> [Instructions to follow]
Quote the data below in full, minus the images.

** start Collected material **

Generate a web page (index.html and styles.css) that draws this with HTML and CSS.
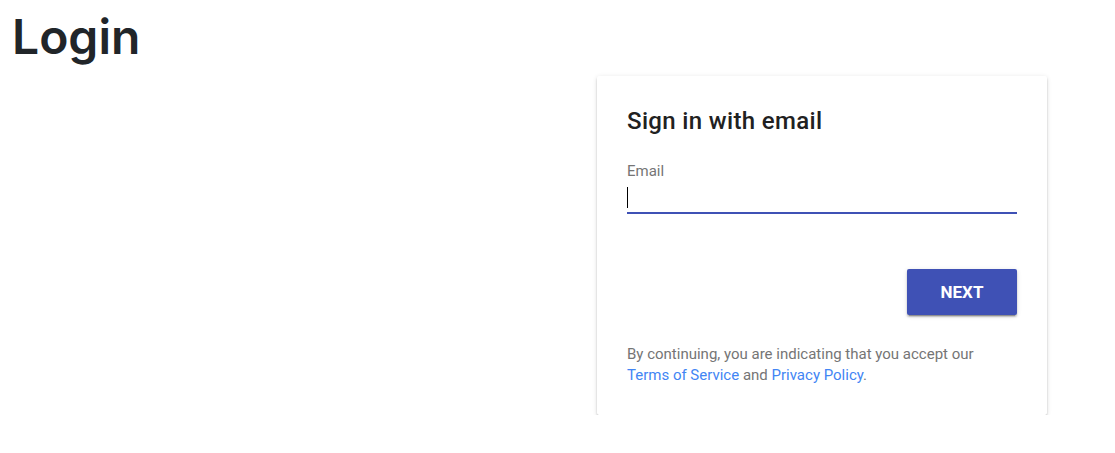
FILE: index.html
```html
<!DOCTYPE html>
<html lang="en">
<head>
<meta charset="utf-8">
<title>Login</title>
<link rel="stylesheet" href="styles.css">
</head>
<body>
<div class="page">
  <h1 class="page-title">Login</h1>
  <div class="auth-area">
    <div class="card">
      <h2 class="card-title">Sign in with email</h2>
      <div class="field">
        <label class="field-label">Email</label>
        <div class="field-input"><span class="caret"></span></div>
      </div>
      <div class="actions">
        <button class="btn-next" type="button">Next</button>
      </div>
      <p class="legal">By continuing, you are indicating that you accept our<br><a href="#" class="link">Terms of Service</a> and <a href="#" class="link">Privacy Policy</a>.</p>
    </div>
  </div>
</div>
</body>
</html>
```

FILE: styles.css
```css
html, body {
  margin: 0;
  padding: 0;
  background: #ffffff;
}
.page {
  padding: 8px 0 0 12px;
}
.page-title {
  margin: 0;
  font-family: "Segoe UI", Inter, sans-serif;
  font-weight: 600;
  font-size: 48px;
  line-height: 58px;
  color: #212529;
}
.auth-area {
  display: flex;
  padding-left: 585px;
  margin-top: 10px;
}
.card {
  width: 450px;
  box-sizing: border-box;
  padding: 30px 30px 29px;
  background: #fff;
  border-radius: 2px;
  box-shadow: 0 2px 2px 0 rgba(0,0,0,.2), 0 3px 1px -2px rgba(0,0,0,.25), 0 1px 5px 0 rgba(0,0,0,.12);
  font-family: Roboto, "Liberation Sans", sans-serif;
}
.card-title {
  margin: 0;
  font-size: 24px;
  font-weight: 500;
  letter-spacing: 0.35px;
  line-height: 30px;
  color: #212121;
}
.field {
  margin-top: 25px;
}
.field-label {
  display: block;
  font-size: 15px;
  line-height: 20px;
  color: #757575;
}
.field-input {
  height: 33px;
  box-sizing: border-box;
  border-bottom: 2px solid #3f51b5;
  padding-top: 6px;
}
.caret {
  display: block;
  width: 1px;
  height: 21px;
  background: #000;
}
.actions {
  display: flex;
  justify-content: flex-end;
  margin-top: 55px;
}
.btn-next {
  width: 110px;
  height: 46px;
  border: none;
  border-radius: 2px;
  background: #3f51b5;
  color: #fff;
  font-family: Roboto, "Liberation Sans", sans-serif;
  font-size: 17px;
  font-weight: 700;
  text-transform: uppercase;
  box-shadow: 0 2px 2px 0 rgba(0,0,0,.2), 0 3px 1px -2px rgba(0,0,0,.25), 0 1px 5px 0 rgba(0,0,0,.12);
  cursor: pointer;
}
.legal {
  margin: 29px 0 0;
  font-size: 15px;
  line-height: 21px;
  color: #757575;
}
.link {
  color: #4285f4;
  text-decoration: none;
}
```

** end Collected material **

> [Exercise answer]
Generate a web page (index.html and styles.css) that draws this with HTML and CSS.
FILE: index.html
```html
<!DOCTYPE html>
<html lang="en">
<head>
<meta charset="utf-8">
<title>Login</title>
<link rel="stylesheet" href="styles.css">
</head>
<body>
<div class="page">
  <h1 class="page-title">Login</h1>
  <div class="auth-area">
    <div class="card">
      <h2 class="card-title">Sign in with email</h2>
      <div class="field">
        <label class="field-label">Email</label>
        <div class="field-input"><span class="caret"></span></div>
      </div>
      <div class="actions">
        <button class="btn-next" type="button">Next</button>
      </div>
      <p class="legal">By continuing, you are indicating that you accept our<br><a href="#" class="link">Terms of Service</a> and <a href="#" class="link">Privacy Policy</a>.</p>
    </div>
  </div>
</div>
</body>
</html>
```

FILE: styles.css
```css
html, body {
  margin: 0;
  padding: 0;
  background: #ffffff;
}
.page {
  padding: 8px 0 0 12px;
}
.page-title {
  margin: 0;
  font-family: "Segoe UI", Inter, sans-serif;
  font-weight: 600;
  font-size: 48px;
  line-height: 58px;
  color: #212529;
}
.auth-area {
  display: flex;
  padding-left: 585px;
  margin-top: 10px;
}
.card {
  width: 450px;
  box-sizing: border-box;
  padding: 30px 30px 29px;
  background: #fff;
  border-radius: 2px;
  box-shadow: 0 2px 2px 0 rgba(0,0,0,.2), 0 3px 1px -2px rgba(0,0,0,.25), 0 1px 5px 0 rgba(0,0,0,.12);
  font-family: Roboto, "Liberation Sans", sans-serif;
}
.card-title {
  margin: 0;
  font-size: 24px;
  font-weight: 500;
  letter-spacing: 0.35px;
  line-height: 30px;
  color: #212121;
}
.field {
  margin-top: 25px;
}
.field-label {
  display: block;
  font-size: 15px;
  line-height: 20px;
  color: #757575;
}
.field-input {
  height: 33px;
  box-sizing: border-box;
  border-bottom: 2px solid #3f51b5;
  padding-top: 6px;
}
.caret {
  display: block;
  width: 1px;
  height: 21px;
  background: #000;
}
.actions {
  display: flex;
  justify-content: flex-end;
  margin-top: 55px;
}
.btn-next {
  width: 110px;
  height: 46px;
  border: none;
  border-radius: 2px;
  background: #3f51b5;
  color: #fff;
  font-family: Roboto, "Liberation Sans", sans-serif;
  font-size: 17px;
  font-weight: 700;
  text-transform: uppercase;
  box-shadow: 0 2px 2px 0 rgba(0,0,0,.2), 0 3px 1px -2px rgba(0,0,0,.25), 0 1px 5px 0 rgba(0,0,0,.12);
  cursor: pointer;
}
.legal {
  margin: 29px 0 0;
  font-size: 15px;
  line-height: 21px;
  color: #757575;
}
.link {
  color: #4285f4;
  text-decoration: none;
}
```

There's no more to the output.